Not So Fun in the Sun
How Solar Activity Affects Temperatures on Earth
If CO2 didn’t cause the warming we experienced through the 1990s, what did cause it? In 1801 astronomer William Herschel, discoverer of the planet Uranus and of infrared radiation, is said to have predicted the price of grain from counting the number of observable sunspots. When the sunspots increased, the weather warmed and the price of grain came down. During periods of low activity, the weather cooled, crops diminished, and the price rose. The relationship between solar activity and temperature has been noted for years, but the increase in solar irradiance can be shown to be too small to account for significant changes in temperature. However, the correlation was far too close to be coincidental and is a far better correlation to Earth’s temperature record than CO2 as a climate forcing agent. It seems we were looking in the wrong direction. In 2004, Nir Shaviv and Jan Vetzer of the Hebrew University showed empirical evidence that “cosmic ray flux” had an impact on climate variability.

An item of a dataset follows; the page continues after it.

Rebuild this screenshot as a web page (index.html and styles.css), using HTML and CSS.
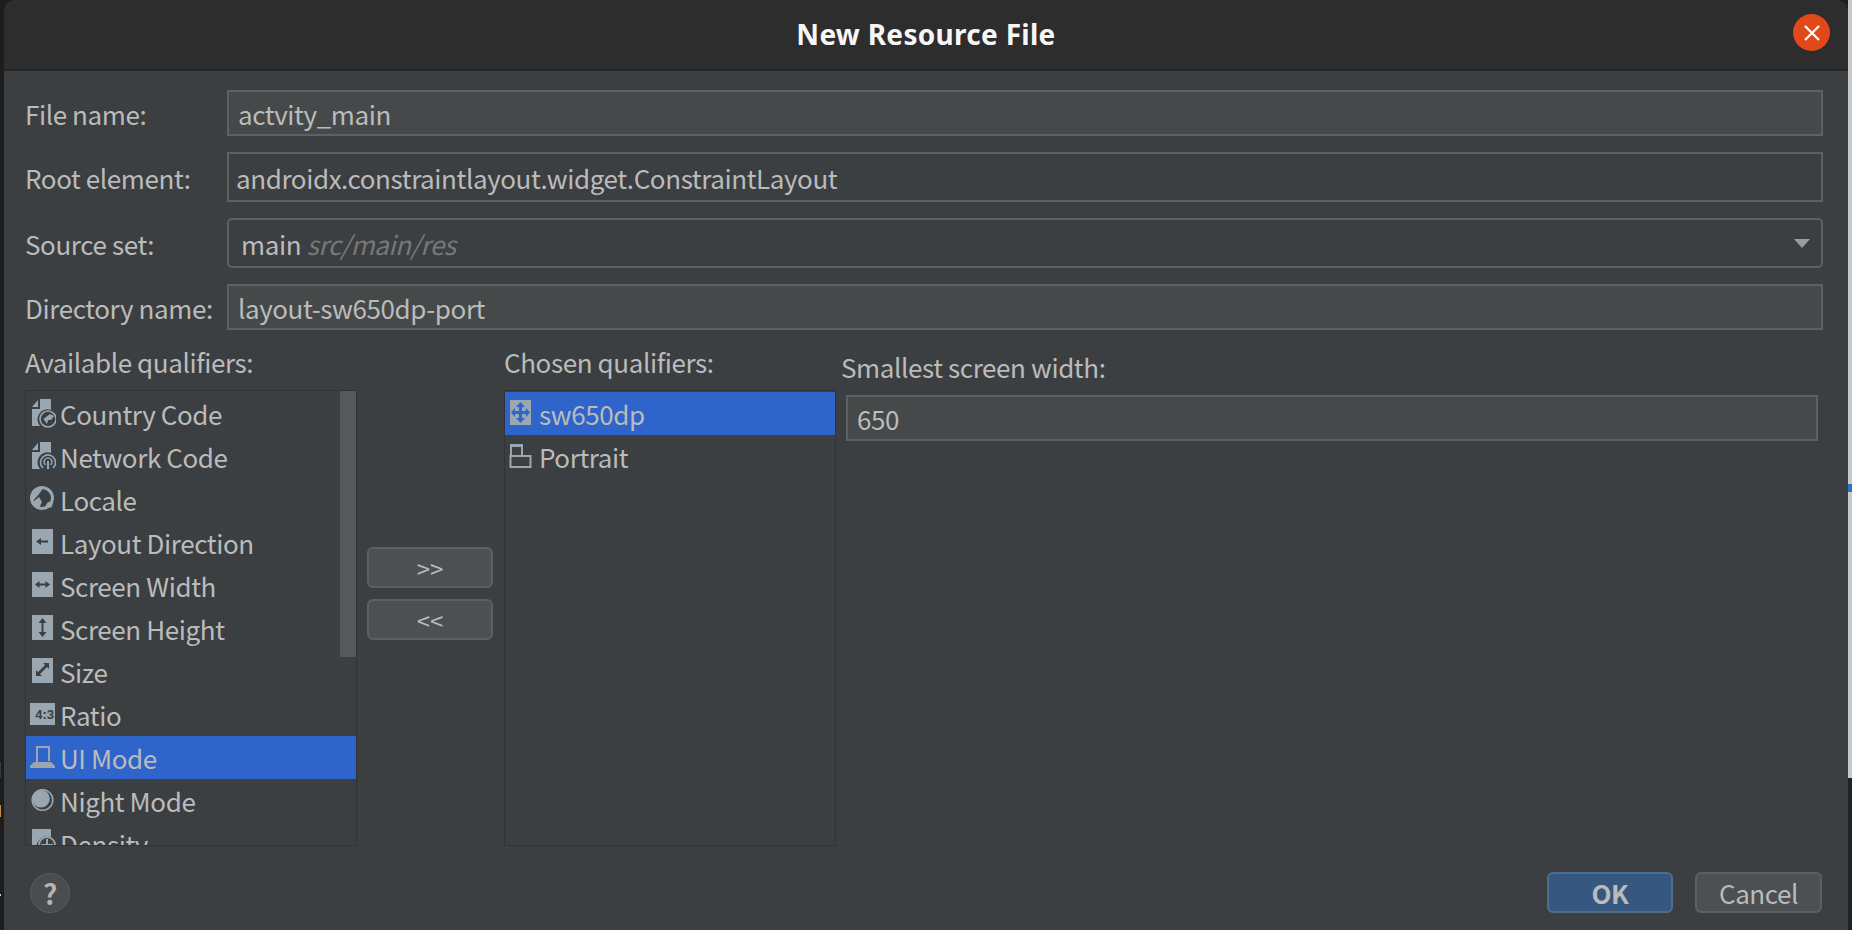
FILE: index.html
```html
<!DOCTYPE html>
<html lang="en">
<head>
  <meta charset="UTF-8">
  <title>New Resource File</title>
  <link rel="stylesheet" href="styles.css">
</head>
<body>
  <div class="desktop">
    <div class="edge-left"></div>
    <div class="dialog">
      <div class="titlebar">
        <span class="title">New Resource File</span>
        <button class="close-btn">
          <svg width="18" height="18" viewBox="0 0 18 18"><path d="M2 2 L16 16 M16 2 L2 16" stroke="#fff" stroke-width="2.2" fill="none"/></svg>
        </button>
      </div>

      <div class="form">
        <div class="row">
          <label class="row-label">File name:</label>
          <div class="field field-filled pad-12">actvity_main</div>
        </div>
        <div class="row row-tall">
          <label class="row-label">Root element:</label>
          <div class="field pad-9">androidx.constraintlayout.widget.ConstraintLayout</div>
        </div>
        <div class="row row-tall">
          <label class="row-label">Source set:</label>
          <div class="field combo pad-14">
            <span>main <i class="hint">src/main/res</i></span>
            <span class="combo-arrow"></span>
          </div>
        </div>
        <div class="row">
          <label class="row-label">Directory name:</label>
          <div class="field field-filled pad-12">layout-sw650dp-port</div>
        </div>
      </div>

      <div class="qualifiers">
        <div class="col-available">
          <div class="col-label">Available qualifiers:</div>
          <div class="list">
            <div class="scroll-thumb"></div>
            <div class="item">
              <svg class="icon" viewBox="0 0 26 30"><path class="ic" d="M2 8 L8 1 V8 Z M10 0 H21 V11 A10 10 0 0 0 10 27 H2 V10 H10 Z"/><circle cx="18" cy="20" r="8" fill="none" stroke="#9aa7b0" stroke-width="1.6"/><path class="ic" d="M13.5 20 L20 15 L24 17 L21 21 L18 21 L17 25 Z"/></svg>
              <span>Country Code</span>
            </div>
            <div class="item">
              <svg class="icon" viewBox="0 0 26 30"><path class="ic" d="M2 8 L8 1 V8 Z M10 0 H21 V11 A10 10 0 0 0 10 27 H2 V10 H10 Z"/><path d="M13 26 A7.5 7.5 0 1 1 23 26" fill="none" stroke="#9aa7b0" stroke-width="1.6"/><path d="M15.5 23 A4 4 0 1 1 20.5 23" fill="none" stroke="#9aa7b0" stroke-width="1.4"/><rect class="ic" x="17" y="19" width="2" height="8"/></svg>
              <span>Network Code</span>
            </div>
            <div class="item">
              <svg class="icon" viewBox="0 0 26 30"><circle cx="12" cy="13" r="10.5" fill="none" stroke="#9aa7b0" stroke-width="3"/><path class="ic" d="M3 16 L9 9 L14 2 L3 5 Z M3 17 L9 12 L12 17 L9 23 L5 21 Z M14 24 L17 18 L23 15 L22 22 Z"/></svg>
              <span>Locale</span>
            </div>
            <div class="item">
              <svg class="icon" viewBox="0 0 26 30"><rect class="ic" x="2" y="1" width="21" height="25"/><path class="cut" d="M6 13.5 L11 10 V12.5 H18 V14.5 H11 V17 Z"/></svg>
              <span>Layout Direction</span>
            </div>
            <div class="item">
              <svg class="icon" viewBox="0 0 26 30"><rect class="ic" x="2" y="1" width="21" height="25"/><path class="cut" d="M5 13.5 L9.5 10 V12.5 H15.5 V10 L20 13.5 L15.5 17 V14.5 H9.5 V17 Z"/></svg>
              <span>Screen Width</span>
            </div>
            <div class="item">
              <svg class="icon" viewBox="0 0 26 30"><rect class="ic" x="2" y="1" width="21" height="25"/><path class="cut" d="M12.5 4 L16.5 9 H13.5 V18 H16.5 L12.5 23 L8.5 18 H11.5 V9 H8.5 Z"/></svg>
              <span>Screen Height</span>
            </div>
            <div class="item">
              <svg class="icon" viewBox="0 0 26 30"><rect class="ic" x="2" y="1" width="21" height="25"/><path class="cut" d="M19 6 V12 L17 10 L10 17 L12 19 H6 V13 L8 15 L15 8 L13 6 Z"/></svg>
              <span>Size</span>
            </div>
            <div class="item">
              <svg class="icon icon-low" viewBox="0 0 26 30"><rect class="ic" x="0" y="0" width="25" height="22"/><text class="ratio-text" x="5" y="15.5">4:3</text></svg>
              <span>Ratio</span>
            </div>
            <div class="item item-selected">
              <svg class="icon icon-low" viewBox="0 0 26 30"><path d="M6 1 H19 V15" fill="none" stroke="#9aa7b0" stroke-width="2"/><path d="M7 1 V16" stroke="#9aa7b0" stroke-width="2"/><path class="ic" d="M4 16 H21 L25 20 V22 H0 V20 Z"/></svg>
              <span>UI Mode</span>
            </div>
            <div class="item">
              <svg class="icon icon-low" viewBox="0 0 26 30"><circle cx="12.5" cy="11" r="10.3" fill="none" stroke="#9aa7b0" stroke-width="1.6"/><circle class="ic" cx="11" cy="9.7" r="8.8"/></svg>
              <span>Night Mode</span>
            </div>
            <div class="item">
              <svg class="icon" viewBox="0 0 26 30"><path class="ic" d="M2 0 H21 V8 A11 11 0 0 0 8 24 H2 Z"/><circle cx="17" cy="16" r="8" fill="none" stroke="#9aa7b0" stroke-width="1.8"/><path d="M17 10 V22 M11 16 H23" stroke="#9aa7b0" stroke-width="2"/></svg>
              <span>Density</span>
            </div>
          </div>
        </div>

        <div class="col-buttons">
          <button class="btn btn-arrow">&gt;&gt;</button>
          <button class="btn btn-arrow">&lt;&lt;</button>
        </div>

        <div class="col-chosen">
          <div class="col-label">Chosen qualifiers:</div>
          <div class="list">
            <div class="item item-selected">
              <svg class="icon icon-chosen" viewBox="0 0 26 30"><rect class="ic" x="1" y="0" width="21" height="25"/><path class="sel-cut" d="M11.5 2 L16 7 H13 V11 H17 V8 L21 12.5 L17 17 V14 H13 V18 H16 L11.5 23 L7 18 H10 V14 H6 V17 L2 12.5 L6 8 V11 H10 V7 H7 Z"/></svg>
              <span>sw650dp</span>
            </div>
            <div class="item">
              <svg class="icon icon-chosen" viewBox="0 0 26 30"><path d="M2 12 V2 H13 V12" fill="none" stroke="#9aa7b0" stroke-width="2"/><rect class="ic" x="1" y="1" width="13" height="3"/><rect x="1.5" y="13" width="20" height="11" fill="none" stroke="#9aa7b0" stroke-width="2"/></svg>
              <span>Portrait</span>
            </div>
          </div>
        </div>

        <div class="col-options">
          <div class="col-label options-label">Smallest screen width:</div>
          <div class="field field-filled options-field pad-10">650</div>
        </div>
      </div>

      <div class="footer">
        <button class="help-btn">?</button>
        <div class="footer-actions">
          <button class="btn btn-ok">OK</button>
          <button class="btn btn-cancel">Cancel</button>
        </div>
      </div>
    </div>
    <div class="edge-right"></div>
  </div>
</body>
</html>
```

FILE: styles.css
```css
* { box-sizing: border-box; }
html, body { margin: 0; height: 100%; overflow: hidden; }
body {
  background: #1d1d1d;
  color: #bbbbbb;
  font-family: "Noto Sans CJK SC", "Noto Sans", sans-serif;
  font-size: 26px;
  letter-spacing: -0.4px;
  white-space: nowrap;
}
button { font-family: inherit; color: inherit; padding: 0; letter-spacing: inherit; }

.desktop { display: flex; width: 1852px; height: 930px; }
.edge-left {
  width: 4px;
  background-color: #1d1d1d;
  background-image: linear-gradient(to bottom, #1d1d1d 0, #1d1d1d 762px, #3b3a38 762px, #3b3a38 778px, #1d1d1d 778px, #1d1d1d 805px, #c98d45 805px, #c98d45 817px, #1d1d1d 817px, #1d1d1d 894px, #d0d0d0 894px, #d0d0d0 896px, #1d1d1d 896px);
  background-size: 1px 100%;
  background-repeat: no-repeat;
}
.edge-right {
  width: 4px;
  background: linear-gradient(to bottom, #c9c9c9 0, #c9c9c9 484px, #2f6fd0 484px, #2f6fd0 492px, #c9c9c9 492px, #c9c9c9 778px, #222222 778px);
}
.dialog {
  width: 1844px;
  background: #3c3f41;
  border-radius: 12px 12px 0 0;
  overflow: hidden;
}

/* title bar */
.titlebar {
  height: 71px;
  padding-bottom: 2px;
  background: #2d2d2d;
  border-bottom: 2px solid #252525;
  display: flex;
  align-items: center;
  justify-content: center;
  position: relative;
}
.title {
  font-family: "Noto Sans", sans-serif;
  font-weight: 700;
  font-size: 28px;
  letter-spacing: 0.3px;
  color: #f6f6f6;
}
.close-btn {
  position: absolute;
  top: 14px;
  right: 18px;
  width: 37px;
  height: 37px;
  border: none;
  border-radius: 50%;
  background: #e2491a;
  display: flex;
  align-items: center;
  justify-content: center;
}

/* top form */
.form {
  display: flex;
  flex-direction: column;
  gap: 16px;
  padding: 19px 25px 0 21px;
}
.row { display: flex; align-items: center; height: 46px; }
.row-tall { height: 50px; }
.row-label { width: 202px; flex: none; }
.field {
  flex: 1;
  height: 100%;
  display: flex;
  align-items: center;
  border: 2px solid #5e6162;
}
.field-filled { background: #45494a; }
.pad-9 { padding-left: 7px; }
.pad-10 { padding-left: 9px; }
.pad-12 { padding-left: 9px; }
.pad-14 { padding-left: 12px; }
.combo {
  border-radius: 5px;
  justify-content: space-between;
  padding-right: 11px;
}
.hint { color: #787878; }
.combo-arrow {
  width: 0;
  height: 0;
  border-left: 8px solid transparent;
  border-right: 8px solid transparent;
  border-top: 9px solid #9a9da0;
}

/* qualifier columns */
.qualifiers { display: flex; margin-top: 10px; padding-left: 21px; }
.col-label { height: 43px; line-height: 43px; margin-bottom: 7px; }
.col-available { width: 332px; }
.col-chosen { width: 332px; margin-left: 11px; }
.col-buttons {
  width: 126px;
  margin-left: 10px;
  padding-top: 207px;
  display: flex;
  flex-direction: column;
  gap: 11px;
}
.col-options { margin-left: 5px; width: 977px; }
.options-label { margin-top: 5px; margin-bottom: 7px; }
.options-field { margin-left: 5px; height: 46px; flex: none; width: 972px; }

.list {
  height: 456px;
  border: 1px solid #313335;
  padding-top: 1px;
  overflow: hidden;
  position: relative;
}
.scroll-thumb {
  position: absolute;
  top: 0;
  right: 0;
  width: 16px;
  height: 266px;
  background: #565859;
}
.item {
  height: 43px;
  display: flex;
  align-items: center;
  gap: 4px;
  padding-left: 4px;
}
.item-selected { background: #2f65ca; }
.icon { width: 26px; height: 30px; flex: none; align-self: flex-start; margin-top: 7px; }
.icon-low { margin-top: 10px; }
.icon-chosen { margin-top: 8px; }
.ic { fill: #9aa7b0; }
.cut { fill: #3c3f41; }
.sel-cut { fill: #2f65ca; }
.ratio-text {
  font-family: "Liberation Mono", monospace;
  font-size: 13px;
  font-weight: 700;
  letter-spacing: -2px;
  fill: #3c3f41;
}

/* buttons */
.btn {
  height: 41px;
  width: 126px;
  border: 2px solid #5e6060;
  border-radius: 6px;
  background: #4c5052;
  font-size: 26px;
  line-height: 1;
  color: #bbbbbb;
}
.btn-arrow { font-size: 24px; letter-spacing: 0; }
.btn-ok {
  background: #365880;
  border-color: #4c708c;
  font-weight: 700;
}
.btn-cancel { width: 127px; }

.footer {
  display: flex;
  justify-content: space-between;
  align-items: center;
  padding: 26px 26px 0 26px;
}
.footer-actions { display: flex; gap: 22px; }
.help-btn {
  width: 40px;
  height: 40px;
  border: 1px solid #5a5d5f;
  border-radius: 50%;
  background: #4a4d4f;
  font-size: 28px;
  font-weight: 700;
  line-height: 1;
  color: #b4b4b4;
}
```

Though increases and decreases in solar irradiance wouldn’t directly produce Earth’s measured temperature changes, solar activity appears to have an indirect effect. A supernova sends out swarms of cosmic rays (mostly protons and electrons) that cause small particles in our atmosphere to attract one another, becoming nuclei for cloud formations high in the atmosphere. During periods of high solar activity, solar winds and magnetic fields act to block these cosmic intruders and prevent the formation of clouds. As high clouds reflect sunlight, preventing their formation increases the radiation reaching the surface and increases the global temperature. In other words, high solar activity, evidenced by sunspots, disrupts cloud formation, thus allowing more solar heating of the Earth.
The ‘90s were a period of high solar activity, but this has slowed down. In fact, it has virtually stopped. The total solar irradiance, as reported by NASA’s David Hathaway, is at the lowest point on record although the record is only a few decades long. Furthermore, sunspots migrate across the sun as the sunspot (solar) cycle matures. Usually a new sunspot cycle would have already been active by this time but it hasn’t started. This is very bad news for the global-warming alarmists, as the data show this is the precursor of a cooling trend. Actually, it is not such good news for skeptics either, as colder weather is much more dangerous and uncomfortable than warmer weather for many reasons. Personally, I’m not a big fan of driving a team of horses across a frozen Arkansas River.